§ **Given data**
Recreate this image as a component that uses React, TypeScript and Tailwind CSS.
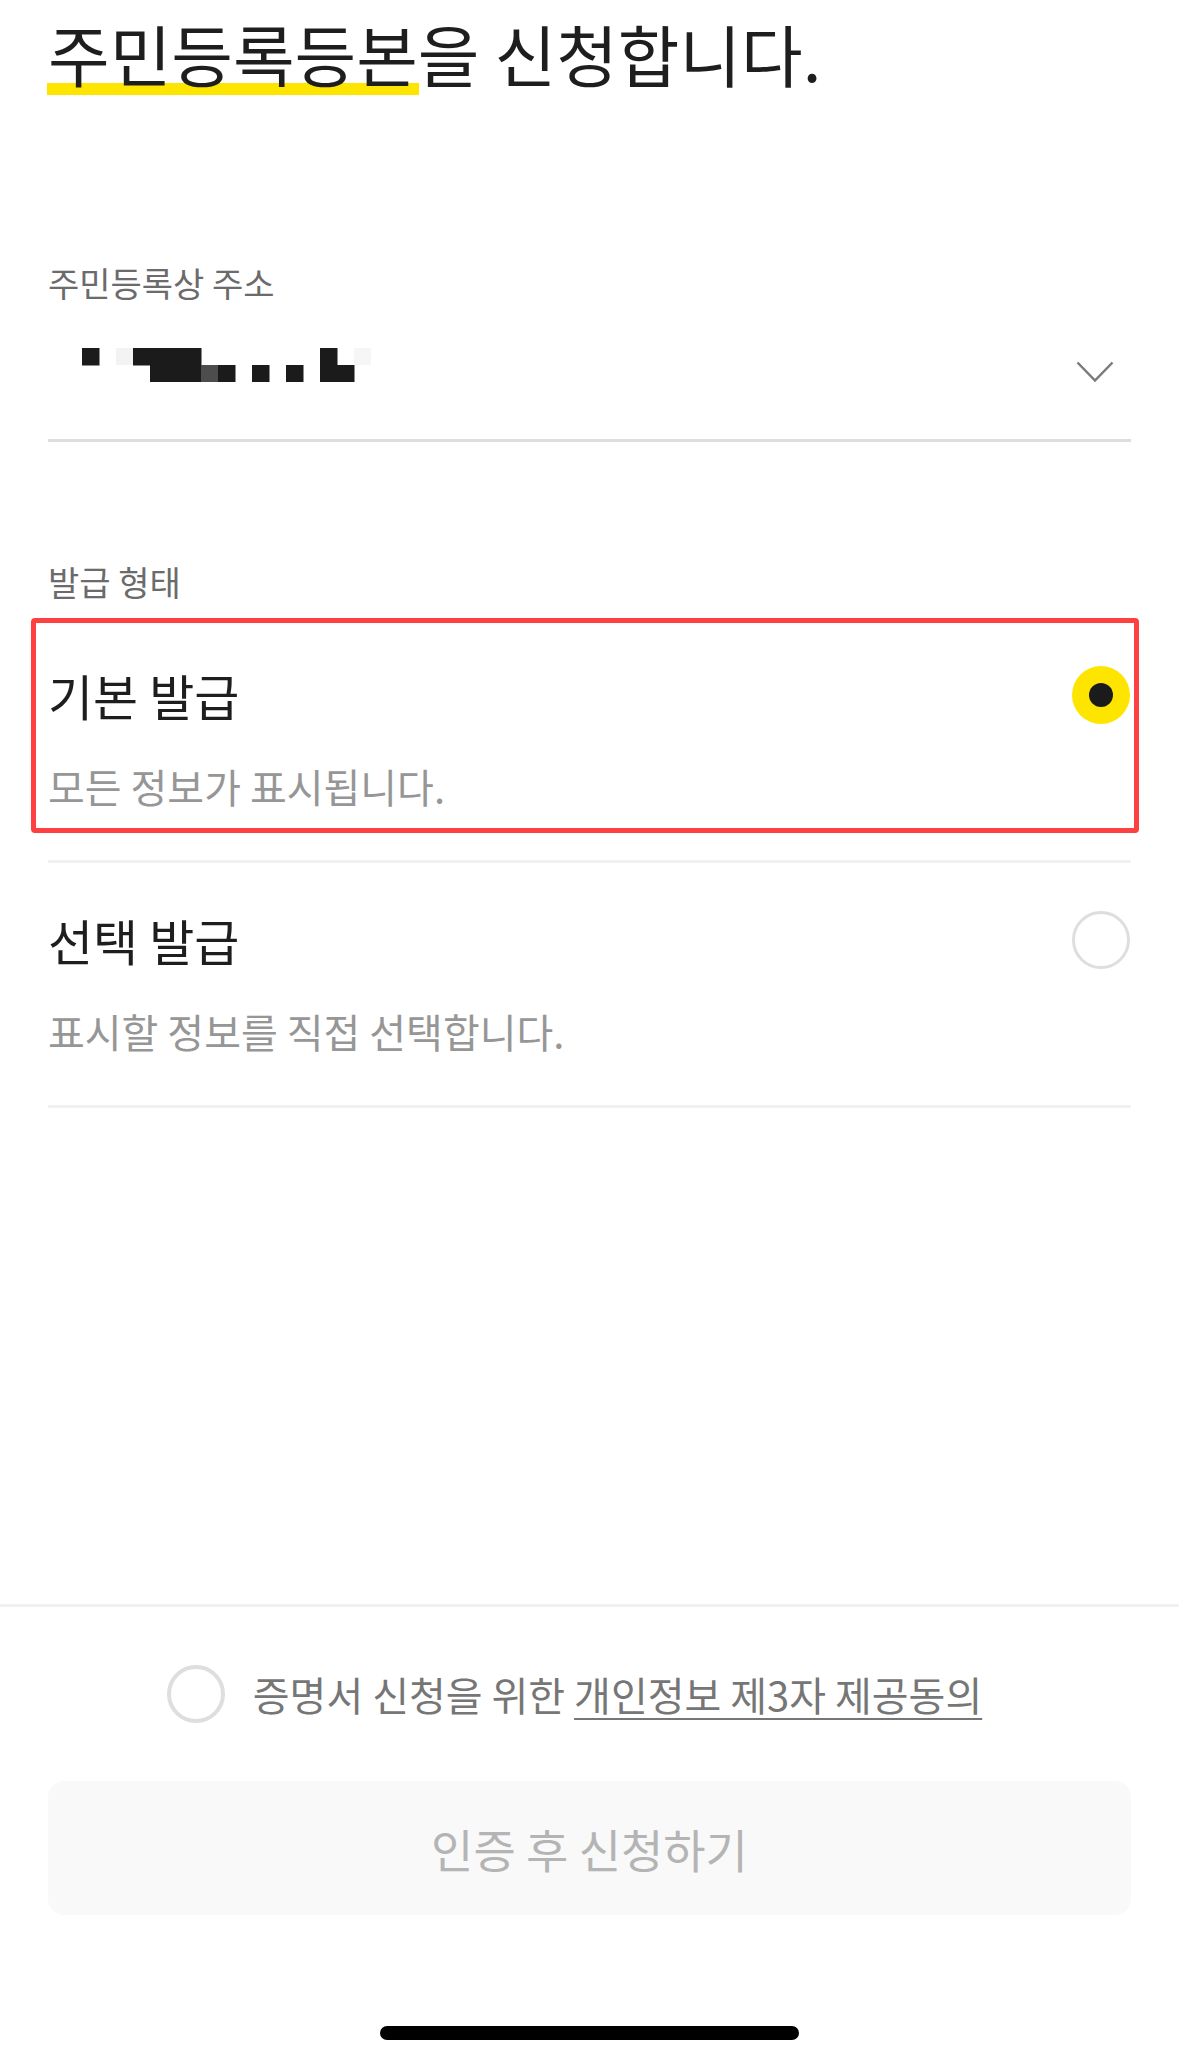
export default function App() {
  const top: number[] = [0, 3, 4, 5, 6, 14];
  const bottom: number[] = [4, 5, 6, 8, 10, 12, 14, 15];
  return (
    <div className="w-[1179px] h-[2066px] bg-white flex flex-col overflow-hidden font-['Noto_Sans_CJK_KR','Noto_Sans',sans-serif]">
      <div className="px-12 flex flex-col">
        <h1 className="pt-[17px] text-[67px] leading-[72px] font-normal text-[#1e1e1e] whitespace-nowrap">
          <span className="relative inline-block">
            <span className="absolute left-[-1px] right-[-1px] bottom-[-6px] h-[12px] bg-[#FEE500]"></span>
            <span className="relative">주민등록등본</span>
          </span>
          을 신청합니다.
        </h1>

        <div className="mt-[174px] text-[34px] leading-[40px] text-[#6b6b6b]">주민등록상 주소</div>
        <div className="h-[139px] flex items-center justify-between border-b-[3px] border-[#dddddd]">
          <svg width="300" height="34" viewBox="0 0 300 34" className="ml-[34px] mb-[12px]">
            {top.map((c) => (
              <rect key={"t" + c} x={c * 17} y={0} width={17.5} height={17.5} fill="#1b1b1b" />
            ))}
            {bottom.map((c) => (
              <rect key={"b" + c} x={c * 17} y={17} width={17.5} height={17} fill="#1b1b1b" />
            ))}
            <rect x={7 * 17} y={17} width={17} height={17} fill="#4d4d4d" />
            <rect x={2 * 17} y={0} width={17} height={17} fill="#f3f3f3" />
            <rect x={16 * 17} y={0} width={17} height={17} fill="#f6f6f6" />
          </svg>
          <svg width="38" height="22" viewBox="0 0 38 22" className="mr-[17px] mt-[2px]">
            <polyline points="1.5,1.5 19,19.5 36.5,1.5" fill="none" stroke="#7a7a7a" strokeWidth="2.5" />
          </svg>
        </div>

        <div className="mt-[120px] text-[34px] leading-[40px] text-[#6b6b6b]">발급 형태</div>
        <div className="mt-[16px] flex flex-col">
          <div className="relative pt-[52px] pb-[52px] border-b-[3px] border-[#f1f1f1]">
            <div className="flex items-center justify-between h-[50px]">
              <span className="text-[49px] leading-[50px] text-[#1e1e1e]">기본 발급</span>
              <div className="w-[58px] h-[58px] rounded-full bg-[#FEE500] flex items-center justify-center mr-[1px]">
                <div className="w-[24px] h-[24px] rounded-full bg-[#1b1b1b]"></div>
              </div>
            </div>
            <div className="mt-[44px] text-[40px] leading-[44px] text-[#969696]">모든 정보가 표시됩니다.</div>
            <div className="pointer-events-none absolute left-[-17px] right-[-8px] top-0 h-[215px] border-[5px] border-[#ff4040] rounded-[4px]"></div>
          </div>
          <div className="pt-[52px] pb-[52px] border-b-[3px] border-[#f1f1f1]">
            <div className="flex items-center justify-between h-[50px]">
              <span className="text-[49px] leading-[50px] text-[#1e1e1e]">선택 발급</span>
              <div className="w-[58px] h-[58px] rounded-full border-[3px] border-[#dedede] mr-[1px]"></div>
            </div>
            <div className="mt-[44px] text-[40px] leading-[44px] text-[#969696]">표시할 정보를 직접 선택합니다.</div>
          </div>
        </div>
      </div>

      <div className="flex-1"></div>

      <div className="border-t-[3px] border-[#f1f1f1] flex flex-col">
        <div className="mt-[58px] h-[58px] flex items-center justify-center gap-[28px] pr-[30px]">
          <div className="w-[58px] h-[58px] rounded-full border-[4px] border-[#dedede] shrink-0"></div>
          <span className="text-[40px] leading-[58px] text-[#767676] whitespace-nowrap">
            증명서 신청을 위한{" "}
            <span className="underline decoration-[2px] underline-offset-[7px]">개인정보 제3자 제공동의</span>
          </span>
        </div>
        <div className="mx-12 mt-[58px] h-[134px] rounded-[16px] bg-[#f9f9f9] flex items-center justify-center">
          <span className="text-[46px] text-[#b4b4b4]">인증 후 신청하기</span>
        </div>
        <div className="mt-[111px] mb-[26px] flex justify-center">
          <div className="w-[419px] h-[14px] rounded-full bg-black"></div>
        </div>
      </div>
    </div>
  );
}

§ **Written task**
Repeat the listing above exactly, with no pictures.

§ **Exercise result**
Recreate this image as a component that uses React, TypeScript and Tailwind CSS.
export default function App() {
  const top: number[] = [0, 3, 4, 5, 6, 14];
  const bottom: number[] = [4, 5, 6, 8, 10, 12, 14, 15];
  return (
    <div className="w-[1179px] h-[2066px] bg-white flex flex-col overflow-hidden font-['Noto_Sans_CJK_KR','Noto_Sans',sans-serif]">
      <div className="px-12 flex flex-col">
        <h1 className="pt-[17px] text-[67px] leading-[72px] font-normal text-[#1e1e1e] whitespace-nowrap">
          <span className="relative inline-block">
            <span className="absolute left-[-1px] right-[-1px] bottom-[-6px] h-[12px] bg-[#FEE500]"></span>
            <span className="relative">주민등록등본</span>
          </span>
          을 신청합니다.
        </h1>

        <div className="mt-[174px] text-[34px] leading-[40px] text-[#6b6b6b]">주민등록상 주소</div>
        <div className="h-[139px] flex items-center justify-between border-b-[3px] border-[#dddddd]">
          <svg width="300" height="34" viewBox="0 0 300 34" className="ml-[34px] mb-[12px]">
            {top.map((c) => (
              <rect key={"t" + c} x={c * 17} y={0} width={17.5} height={17.5} fill="#1b1b1b" />
            ))}
            {bottom.map((c) => (
              <rect key={"b" + c} x={c * 17} y={17} width={17.5} height={17} fill="#1b1b1b" />
            ))}
            <rect x={7 * 17} y={17} width={17} height={17} fill="#4d4d4d" />
            <rect x={2 * 17} y={0} width={17} height={17} fill="#f3f3f3" />
            <rect x={16 * 17} y={0} width={17} height={17} fill="#f6f6f6" />
          </svg>
          <svg width="38" height="22" viewBox="0 0 38 22" className="mr-[17px] mt-[2px]">
            <polyline points="1.5,1.5 19,19.5 36.5,1.5" fill="none" stroke="#7a7a7a" strokeWidth="2.5" />
          </svg>
        </div>

        <div className="mt-[120px] text-[34px] leading-[40px] text-[#6b6b6b]">발급 형태</div>
        <div className="mt-[16px] flex flex-col">
          <div className="relative pt-[52px] pb-[52px] border-b-[3px] border-[#f1f1f1]">
            <div className="flex items-center justify-between h-[50px]">
              <span className="text-[49px] leading-[50px] text-[#1e1e1e]">기본 발급</span>
              <div className="w-[58px] h-[58px] rounded-full bg-[#FEE500] flex items-center justify-center mr-[1px]">
                <div className="w-[24px] h-[24px] rounded-full bg-[#1b1b1b]"></div>
              </div>
            </div>
            <div className="mt-[44px] text-[40px] leading-[44px] text-[#969696]">모든 정보가 표시됩니다.</div>
            <div className="pointer-events-none absolute left-[-17px] right-[-8px] top-0 h-[215px] border-[5px] border-[#ff4040] rounded-[4px]"></div>
          </div>
          <div className="pt-[52px] pb-[52px] border-b-[3px] border-[#f1f1f1]">
            <div className="flex items-center justify-between h-[50px]">
              <span className="text-[49px] leading-[50px] text-[#1e1e1e]">선택 발급</span>
              <div className="w-[58px] h-[58px] rounded-full border-[3px] border-[#dedede] mr-[1px]"></div>
            </div>
            <div className="mt-[44px] text-[40px] leading-[44px] text-[#969696]">표시할 정보를 직접 선택합니다.</div>
          </div>
        </div>
      </div>

      <div className="flex-1"></div>

      <div className="border-t-[3px] border-[#f1f1f1] flex flex-col">
        <div className="mt-[58px] h-[58px] flex items-center justify-center gap-[28px] pr-[30px]">
          <div className="w-[58px] h-[58px] rounded-full border-[4px] border-[#dedede] shrink-0"></div>
          <span className="text-[40px] leading-[58px] text-[#767676] whitespace-nowrap">
            증명서 신청을 위한{" "}
            <span className="underline decoration-[2px] underline-offset-[7px]">개인정보 제3자 제공동의</span>
          </span>
        </div>
        <div className="mx-12 mt-[58px] h-[134px] rounded-[16px] bg-[#f9f9f9] flex items-center justify-center">
          <span className="text-[46px] text-[#b4b4b4]">인증 후 신청하기</span>
        </div>
        <div className="mt-[111px] mb-[26px] flex justify-center">
          <div className="w-[419px] h-[14px] rounded-full bg-black"></div>
        </div>
      </div>
    </div>
  );
}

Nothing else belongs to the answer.